Despite its ad budget split of 24.6% (YouTube) versus 75.4% (TV), YouTube garnered a 41.3% reach compared with TV (48.9%). The cost per unique person reached was 2.5X lower than what was spent on its TV campaign.
“Our internal study uncovered that YouTube could achieve a higher level of incremental reach beyond TV, while also showing a lower cost per rating point,” said Hyojung Hwang, media director at P&G. “The results have helped us decide to fully leverage YouTube in future brand campaigns.”
That’s how I like my Pepsi ads
Similarly, Pepsi experimented with its cross-media strategy across TV and YouTube in Vietnam during Tết, the first day of the lunar new year, considered the most important national holiday in the country. The marketer set out to learn if its YouTube ads performed better and reached audiences more efficiently alongside TV ads in the 18- to 44-year-old demographic.
Even with just 17% of the total media budget, Pepsi’s ads on YouTube reached 39.9% of the population, driving an incremental reach of more than 14%, in addition to TV.
Giving your ads a little lift
As marketers, we’ve learned to rely on data. It's now easy to lean on reach and exposure numbers as effective ad spend. But we still might wonder if YouTube and TV ads have a similar effect on moving brand metrics.
Just as audiences become more proficient at juggling screens, they're also getting better at ignoring ads that aren't relevant. Therefore, as reach and frequency are still metrics that matter to enable cross-media strategies, it becomes even more important to understand the audience's attention to each screen. And that's the goal — to ensure audiences are watching your ad each time it runs.

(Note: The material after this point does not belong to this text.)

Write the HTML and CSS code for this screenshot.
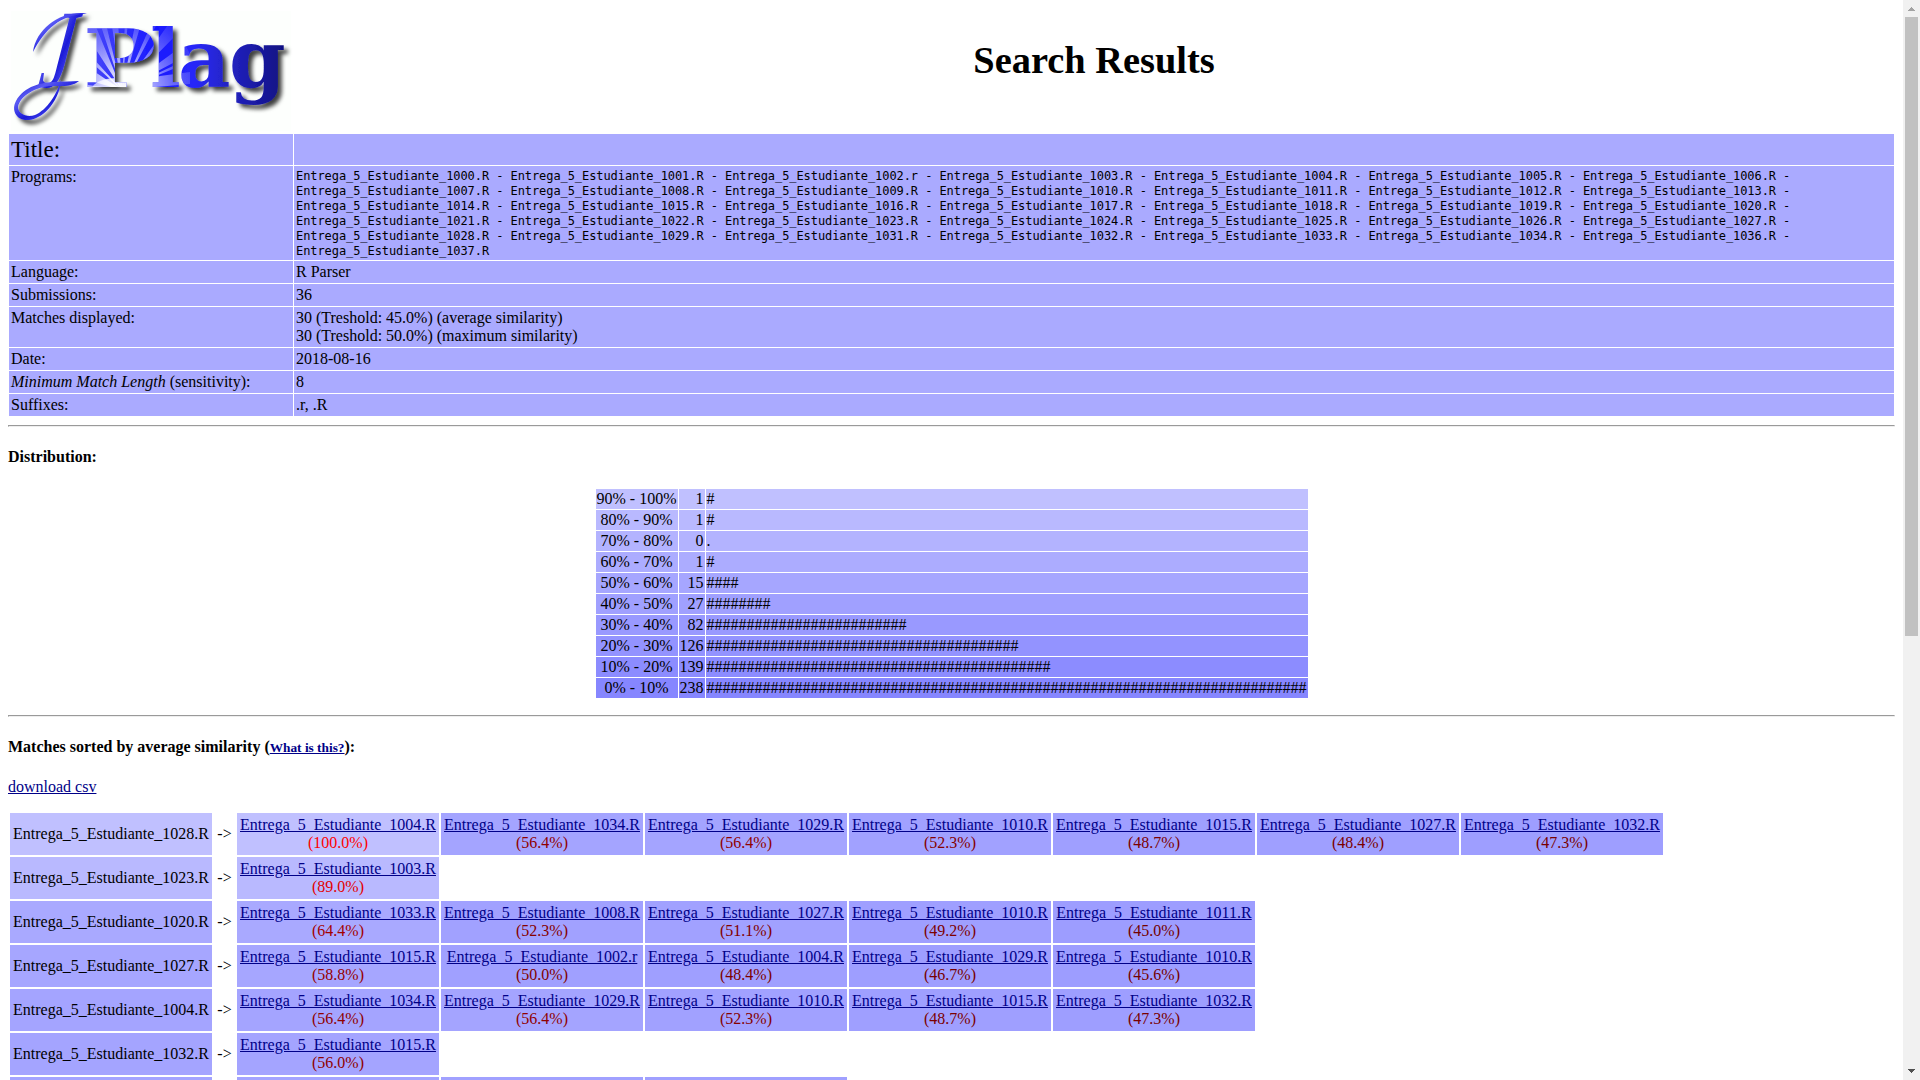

A meta-analysis of over 8,000 Brand Lift surveys in APAC showed that YouTube drove an increase in ad recall over 10% on average and at a very attractive cost.1 Google's Brand Lift surveys measure the effectiveness of ads appearing on YouTube. By using surveys on a randomized control group that did not see a brand’s ad and an exposed group that did see the ad, we can causally measure the moments along the consumer journey, including brand awareness, ad recall, consideration, favorability, and purchase intent.
The fact that YouTube alone drives brand impact is great, but we also wanted to understand why this is happening and how this compares with other video channels.
We partnered with Kantar and Eye Square in Australia, where we analyzed more than 2,800 ads. Examining over 741 minutes of eye-tracking footage on free-to-air TV, YouTube, and catch-up TV across devices such as TV, phones, laptops and tablets, we found a significant correlation between the attention paid to an ad and a lift in unaided ad recall. The longer there were eyes on the ad, the higher the recall of the ad. The eye-tracking also identified YouTube viewers consistently had more eyes on screen than catch-up TV and free-to-air TV.2
What does this mean for marketers?
Marketers must understand how to plan for unique reach accurately to get the best results from their marketing campaigns. When they want to reach audiences where TV simply can't be as effective, Reach Planner in Google Ads can make it easier to determine the balance of ad spend, especially when it now includes TV data. They should also close the loop by using cross-media reach reporting measurement and Brand Lift surveys to better understand how the mix is moving the metrics they care about.
In these tense times, brands are walking a tightrope as they try to maximize brand reach while battling the constant news noise across media platforms. The last thing you need is to wonder if you've made the right call in ad spend. It’s for these reasons why having the right tools to help you better understand how to optimize your media spend today has never been more important.